Please note: This post is not meant to sway clients one way or the other in terms of their childbirth choices. As a doula, I support women no matter what they choose. I simply wish to shine some light on some observations I’ve noted about the various options that women have for their births.
Each woman is different, and each birth is different. Most of the births I have attended have been in hospitals. I’ve worked with some incredible hospital births. Most go swimmingly, and I’ve seen women have wonderfully empowering experiences there.
On the other hand, I’ve been a firsthand witness to the effects of interventions.
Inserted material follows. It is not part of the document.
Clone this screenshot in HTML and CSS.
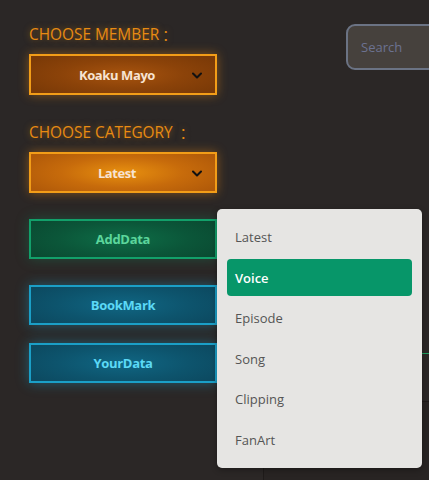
FILE: index.html
```html
<!DOCTYPE html>
<html lang="en">
<head>
<meta charset="utf-8">
<title>Choose</title>
<link rel="stylesheet" href="styles.css">
</head>
<body>
<div class="page">
  <aside class="sidebar">
    <div class="label">CHOOSE MEMBER<span class="colon">：</span></div>
    <div class="select select-member">
      <span class="select-text">Koaku Mayo</span>
      <svg class="chev" width="10" height="7" viewBox="0 0 10 7"><path d="M1 1.5 L5 5.5 L9 1.5" fill="none" stroke="#111" stroke-width="2" stroke-linecap="round" stroke-linejoin="round"/></svg>
    </div>
    <div class="label label-cat">CHOOSE CATEGORY <span class="colon">：</span></div>
    <div class="select select-cat">
      <span class="select-text">Latest</span>
      <svg class="chev" width="10" height="7" viewBox="0 0 10 7"><path d="M1 1.5 L5 5.5 L9 1.5" fill="none" stroke="#111" stroke-width="2" stroke-linecap="round" stroke-linejoin="round"/></svg>
    </div>
    <button class="btn btn-green">AddData</button>
    <button class="btn btn-blue btn-bookmark">BookMark</button>
    <button class="btn btn-blue btn-yours">YourData</button>
  </aside>
  <main class="content">
    <div class="search">Search</div>
    <div class="board">
      <div class="board-row"></div>
      <div class="board-line"></div>
      <div class="board-foot"></div>
    </div>
  </main>
  <ul class="menu">
    <li class="menu-item">Latest</li>
    <li class="menu-item active">Voice</li>
    <li class="menu-item">Episode</li>
    <li class="menu-item">Song</li>
    <li class="menu-item">Clipping</li>
    <li class="menu-item">FanArt</li>
  </ul>
</div>
</body>
</html>
```

FILE: styles.css
```css
* { box-sizing: border-box; }
html, body {
  margin: 0;
  padding: 0;
  width: 429px;
  height: 480px;
  overflow: hidden;
  background: #2b2726;
  font-family: "Open Sans", "Noto Sans", sans-serif;
}
.page {
  position: relative;
  display: flex;
  height: 480px;
}
.sidebar {
  width: 217px;
  padding: 24px 0 0 29px;
  display: flex;
  flex-direction: column;
  flex-shrink: 0;
}
.label {
  height: 20px;
  line-height: 20px;
  font-size: 15.4px;
  color: #e88b12;
  text-shadow: 0 0 6px rgba(232, 139, 18, 0.55);
  white-space: nowrap;
  margin-bottom: 10px;
}
.colon {
  font-family: "Noto Sans CJK SC", sans-serif;
  font-size: 14px;
  margin-left: 3px;
}
.label-cat { margin-top: 27px; }
.select {
  width: 188px;
  height: 41px;
  border: 2px solid #f29d18;
  display: flex;
  align-items: center;
  justify-content: center;
  position: relative;
  box-shadow: 0 0 10px rgba(242, 140, 20, 0.45);
}
.select-member {
  background: radial-gradient(ellipse 60% 70% at 50% 50%, #a8540e 0%, #8c4309 55%, #7b3a07 100%);
}
.select-cat {
  background: radial-gradient(ellipse 60% 75% at 50% 50%, #e8900f 0%, #c76b0b 55%, #b15a09 100%);
}
.select-text {
  color: #f7e3d2;
  font-weight: 700;
  font-size: 13px;
  letter-spacing: -0.4px;
  margin-left: -12px;
}
.chev {
  position: absolute;
  right: 13px;
  top: 16px;
}
.btn {
  width: 188px;
  height: 40px;
  font-family: inherit;
  font-weight: 700;
  font-size: 13px;
  letter-spacing: -0.3px;
  padding: 0;
  cursor: pointer;
}
.btn-green {
  margin-top: 26px;
  border: 2px solid #12a06a;
  color: #5cd69c;
  background: radial-gradient(ellipse 60% 75% at 50% 50%, #0e6d47 0%, #0b5639 60%, #0a4b32 100%);
  box-shadow: 0 0 12px rgba(14, 150, 100, 0.35);
}
.btn-blue {
  border: 2px solid #1b9fc7;
  color: #5cd9f6;
  background: radial-gradient(ellipse 60% 75% at 50% 50%, #106683 0%, #0d546d 60%, #0c4a61 100%);
  box-shadow: 0 0 12px rgba(26, 160, 205, 0.45);
}
.btn-bookmark { margin-top: 26px; }
.btn-yours { margin-top: 18px; }
.content {
  flex: 1;
  padding-top: 24px;
  min-width: 0;
}
.search {
  margin-left: 129px;
  width: 200px;
  height: 46px;
  border: 2px solid #6b7384;
  border-radius: 9px;
  background: #46413d;
  color: #6c7291;
  font-size: 13px;
  line-height: 42px;
  padding-left: 13px;
}
.board {
  margin-left: 46px;
  margin-top: 196px;
  position: relative;
}
.board-row {
  height: 28px;
}
.board-line {
  margin-top: 59px;
  height: 1px;
  background: #1ea060;
}
.board-foot {
  margin-top: 47px;
  height: 80px;
  border-top: 1px solid #1e1a19;
  border-left: 1px solid #1f1b1a;
  background: #282423;
}
.menu {
  position: absolute;
  left: 217px;
  top: 209px;
  width: 205px;
  margin: 0;
  padding: 6px 10px;
  list-style: none;
  background: #e6e5e3;
  border-radius: 5px;
  box-shadow: 0 2px 6px rgba(0, 0, 0, 0.3);
}
.menu-item {
  height: 37px;
  margin: 3.5px 0;
  padding-left: 8px;
  display: flex;
  align-items: center;
  font-size: 13px;
  color: #555;
  border-radius: 4px;
}
.menu-item.active {
  background: #079669;
  color: #fff;
  font-weight: 600;
}
```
Most of the time, medical birth interventions, despite their legitimate risks, are overall safe and usually well managed.
However, I’ve seen the effects of invisible passive interventions as well. The clock is a perfect example of a passive intervention, and its effects are very real.
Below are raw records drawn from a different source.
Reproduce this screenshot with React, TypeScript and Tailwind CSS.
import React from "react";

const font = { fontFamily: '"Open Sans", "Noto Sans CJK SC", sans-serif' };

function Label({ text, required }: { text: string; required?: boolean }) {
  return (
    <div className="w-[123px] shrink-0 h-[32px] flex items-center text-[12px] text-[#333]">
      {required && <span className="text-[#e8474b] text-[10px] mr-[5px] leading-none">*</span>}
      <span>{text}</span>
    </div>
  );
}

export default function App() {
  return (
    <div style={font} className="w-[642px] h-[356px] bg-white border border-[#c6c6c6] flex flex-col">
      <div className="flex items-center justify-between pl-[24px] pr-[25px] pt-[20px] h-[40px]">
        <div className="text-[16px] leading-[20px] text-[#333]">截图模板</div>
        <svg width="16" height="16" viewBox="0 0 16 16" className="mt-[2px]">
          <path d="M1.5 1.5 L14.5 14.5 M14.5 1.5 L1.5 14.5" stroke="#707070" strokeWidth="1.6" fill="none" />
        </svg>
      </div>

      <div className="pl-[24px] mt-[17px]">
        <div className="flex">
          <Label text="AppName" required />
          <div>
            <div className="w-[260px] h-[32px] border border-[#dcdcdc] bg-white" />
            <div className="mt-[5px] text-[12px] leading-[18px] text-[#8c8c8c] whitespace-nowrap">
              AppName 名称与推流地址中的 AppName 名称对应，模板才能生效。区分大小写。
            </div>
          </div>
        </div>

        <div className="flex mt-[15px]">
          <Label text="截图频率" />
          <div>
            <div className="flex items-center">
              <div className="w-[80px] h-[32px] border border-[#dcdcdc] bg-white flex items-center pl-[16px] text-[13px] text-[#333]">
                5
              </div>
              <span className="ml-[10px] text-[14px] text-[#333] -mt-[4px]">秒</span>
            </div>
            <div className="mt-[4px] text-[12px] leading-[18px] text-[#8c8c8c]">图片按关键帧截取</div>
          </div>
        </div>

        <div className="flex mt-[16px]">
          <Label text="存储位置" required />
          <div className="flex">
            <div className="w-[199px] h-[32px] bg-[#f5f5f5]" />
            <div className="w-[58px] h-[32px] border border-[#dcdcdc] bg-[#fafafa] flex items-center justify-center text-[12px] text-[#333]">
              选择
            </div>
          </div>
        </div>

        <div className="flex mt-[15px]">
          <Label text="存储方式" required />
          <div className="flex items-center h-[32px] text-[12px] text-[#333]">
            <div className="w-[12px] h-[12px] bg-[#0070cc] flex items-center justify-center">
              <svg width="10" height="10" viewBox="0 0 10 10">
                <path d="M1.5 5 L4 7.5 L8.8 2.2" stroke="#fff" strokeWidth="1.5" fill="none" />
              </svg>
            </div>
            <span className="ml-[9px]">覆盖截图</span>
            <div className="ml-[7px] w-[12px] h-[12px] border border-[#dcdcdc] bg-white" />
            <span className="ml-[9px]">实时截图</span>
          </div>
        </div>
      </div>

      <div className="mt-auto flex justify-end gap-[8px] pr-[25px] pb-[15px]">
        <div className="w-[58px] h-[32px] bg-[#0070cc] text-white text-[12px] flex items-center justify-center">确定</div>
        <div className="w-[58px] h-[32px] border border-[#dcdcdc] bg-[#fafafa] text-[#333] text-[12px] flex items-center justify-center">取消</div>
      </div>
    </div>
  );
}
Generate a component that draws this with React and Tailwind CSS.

“Textbook birth” happens in one place, and one place only: the textbook. The range of “normal” in everything related to birth is vast, yet most hospitals tend to confine “normal” down to a rather narrow window. Women tend to be “allowed” to labor for “X” number of hours, they can push for another “X” number of hours, and the placenta must come within another “X” amount of time.
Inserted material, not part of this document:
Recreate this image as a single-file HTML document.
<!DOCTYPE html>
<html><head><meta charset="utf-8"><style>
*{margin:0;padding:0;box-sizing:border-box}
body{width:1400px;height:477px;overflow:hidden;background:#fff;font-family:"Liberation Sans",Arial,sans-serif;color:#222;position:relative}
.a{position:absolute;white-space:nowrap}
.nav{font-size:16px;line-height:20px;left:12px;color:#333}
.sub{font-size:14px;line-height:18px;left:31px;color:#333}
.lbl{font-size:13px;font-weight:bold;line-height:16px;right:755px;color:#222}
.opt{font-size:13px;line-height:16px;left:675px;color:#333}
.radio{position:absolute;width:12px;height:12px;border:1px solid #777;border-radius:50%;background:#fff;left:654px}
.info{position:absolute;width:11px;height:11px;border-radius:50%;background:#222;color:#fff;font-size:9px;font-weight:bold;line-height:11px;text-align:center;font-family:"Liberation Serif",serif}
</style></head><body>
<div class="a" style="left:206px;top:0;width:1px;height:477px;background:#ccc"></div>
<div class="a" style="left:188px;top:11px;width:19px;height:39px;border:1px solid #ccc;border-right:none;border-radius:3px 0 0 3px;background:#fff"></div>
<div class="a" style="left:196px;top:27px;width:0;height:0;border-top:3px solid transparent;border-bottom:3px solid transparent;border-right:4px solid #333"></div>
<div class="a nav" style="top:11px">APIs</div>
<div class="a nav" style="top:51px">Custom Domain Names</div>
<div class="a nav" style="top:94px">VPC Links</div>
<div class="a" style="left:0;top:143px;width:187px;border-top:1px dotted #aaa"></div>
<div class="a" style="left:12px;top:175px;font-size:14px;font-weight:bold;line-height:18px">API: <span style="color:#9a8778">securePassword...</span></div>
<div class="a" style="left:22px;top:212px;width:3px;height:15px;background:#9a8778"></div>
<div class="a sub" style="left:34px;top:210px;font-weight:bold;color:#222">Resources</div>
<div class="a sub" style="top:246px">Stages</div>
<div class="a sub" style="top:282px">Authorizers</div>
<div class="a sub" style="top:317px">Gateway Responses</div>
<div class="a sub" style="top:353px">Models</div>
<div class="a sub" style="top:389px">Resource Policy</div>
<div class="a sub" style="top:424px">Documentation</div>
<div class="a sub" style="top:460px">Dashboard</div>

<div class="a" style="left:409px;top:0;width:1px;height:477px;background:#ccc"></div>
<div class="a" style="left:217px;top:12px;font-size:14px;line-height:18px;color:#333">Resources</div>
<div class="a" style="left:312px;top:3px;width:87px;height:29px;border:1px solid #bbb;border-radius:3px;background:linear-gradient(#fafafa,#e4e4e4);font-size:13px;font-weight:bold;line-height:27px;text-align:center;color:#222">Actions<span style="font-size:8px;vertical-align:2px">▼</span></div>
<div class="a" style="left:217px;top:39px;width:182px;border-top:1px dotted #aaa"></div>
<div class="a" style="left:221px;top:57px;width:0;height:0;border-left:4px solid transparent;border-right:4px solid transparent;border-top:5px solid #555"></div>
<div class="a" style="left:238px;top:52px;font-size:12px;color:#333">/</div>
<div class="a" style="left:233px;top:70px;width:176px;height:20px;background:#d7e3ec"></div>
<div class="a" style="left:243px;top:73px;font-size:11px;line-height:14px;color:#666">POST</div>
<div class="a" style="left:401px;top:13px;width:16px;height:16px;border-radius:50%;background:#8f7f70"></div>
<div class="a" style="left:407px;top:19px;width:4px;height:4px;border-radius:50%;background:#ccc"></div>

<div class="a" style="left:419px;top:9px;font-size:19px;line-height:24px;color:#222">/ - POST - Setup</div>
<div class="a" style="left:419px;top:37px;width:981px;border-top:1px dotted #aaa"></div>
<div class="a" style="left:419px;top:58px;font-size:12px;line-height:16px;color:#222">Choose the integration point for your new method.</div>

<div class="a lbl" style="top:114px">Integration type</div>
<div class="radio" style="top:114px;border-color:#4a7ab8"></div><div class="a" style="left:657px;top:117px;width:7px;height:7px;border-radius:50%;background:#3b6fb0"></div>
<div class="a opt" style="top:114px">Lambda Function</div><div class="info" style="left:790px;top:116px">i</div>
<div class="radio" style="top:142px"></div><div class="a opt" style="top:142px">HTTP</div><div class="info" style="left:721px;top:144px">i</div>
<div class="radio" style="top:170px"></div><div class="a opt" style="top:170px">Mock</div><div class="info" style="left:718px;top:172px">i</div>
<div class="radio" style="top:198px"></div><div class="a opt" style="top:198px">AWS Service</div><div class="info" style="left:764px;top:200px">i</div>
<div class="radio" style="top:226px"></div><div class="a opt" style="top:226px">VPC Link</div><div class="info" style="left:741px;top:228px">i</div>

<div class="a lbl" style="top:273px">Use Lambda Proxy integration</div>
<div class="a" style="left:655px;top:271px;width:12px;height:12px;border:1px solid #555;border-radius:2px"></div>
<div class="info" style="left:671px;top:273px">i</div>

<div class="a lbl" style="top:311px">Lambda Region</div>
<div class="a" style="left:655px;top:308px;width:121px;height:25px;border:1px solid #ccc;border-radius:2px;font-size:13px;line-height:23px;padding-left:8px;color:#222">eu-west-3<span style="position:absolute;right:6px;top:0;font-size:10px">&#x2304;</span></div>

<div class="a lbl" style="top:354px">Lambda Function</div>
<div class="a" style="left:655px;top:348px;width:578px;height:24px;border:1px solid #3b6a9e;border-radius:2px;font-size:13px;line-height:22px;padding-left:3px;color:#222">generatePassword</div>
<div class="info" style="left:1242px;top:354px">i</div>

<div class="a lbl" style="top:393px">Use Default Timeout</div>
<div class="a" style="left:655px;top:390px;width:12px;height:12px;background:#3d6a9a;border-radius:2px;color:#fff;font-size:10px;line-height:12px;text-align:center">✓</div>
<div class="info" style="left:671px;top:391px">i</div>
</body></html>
I see something very different in home births.
Homebirth midwives respect the birth process too much to restrict it down to a fixed series of allowable proceedings. They understand that the body can start and stop labor, that some phases can go unusually quickly and others can take longer. Midwives do not define labor by a set “allowable” time, since their practice is not governed by a hospital’s rigid statues. As long as the mom and baby are both doing well, labor is respected and permitted to take it’s course. When a stage of labor takes longer than normal, midwives carefully watch, listen, monitor medical safety, and let the birth proceed as usual.
Which begs the question: how does the hospital differ? What do they do when labor doesn’t always go according to the allowable textbook timeframe? In my experience, most normal, healthy women are given a myriad of interventions to force the process along, and many end up in the OR with a cesarean. They often refer to the Friedman’s Curve as a guideline to call a “arrest in labor” and a need for a cesarean. I do see differences hospital to hospital due to policy and provider to provider due to their experiences, but for the most part, cesarean for Failure to Progress according to the textbook definition of the Friedman’s curve is really happening and many times unnecessary.
Birth interventions are known to increase the risk of cesarean so this is not surprising. However, it can be devastating to women who truly wanted to experience birth, or who were frightened of having a cesarean.
I talk to a lot of women that want to hire a doula so that they can avoid the operating room – they want to avoid having a cesarean. Doulas absolutely do reduce the incidence of cesarean for many reasons. However, my encouragement for women that truly desire to impede the risk of cesarean is to carefully consider your provider. Hospitals are wonderful places for the most part. But one cannot accurately predict exactly what their birth is going to look like beforehand. If your desire is to avoid the OR, perhaps it’s time to consider other options.
The hospital is not your only option. It can certainly be a good option, but it is not your only one. New study on home birth safety concluded childbirth at home with midwives in the US to be a safe option for low risk pregnancies. I encourage you to consider exploring all of the available options during your pregnancy. You can always switch your provider – up until the moment you go into labor! Read Care Providers in Pregnancy to learn more about the difference in providers. If you are considering home birth, contact me for some great referrals and care in Massachusetts!
I support you no matter what you choose – just make sure that the choice you make is for sure the right one for you.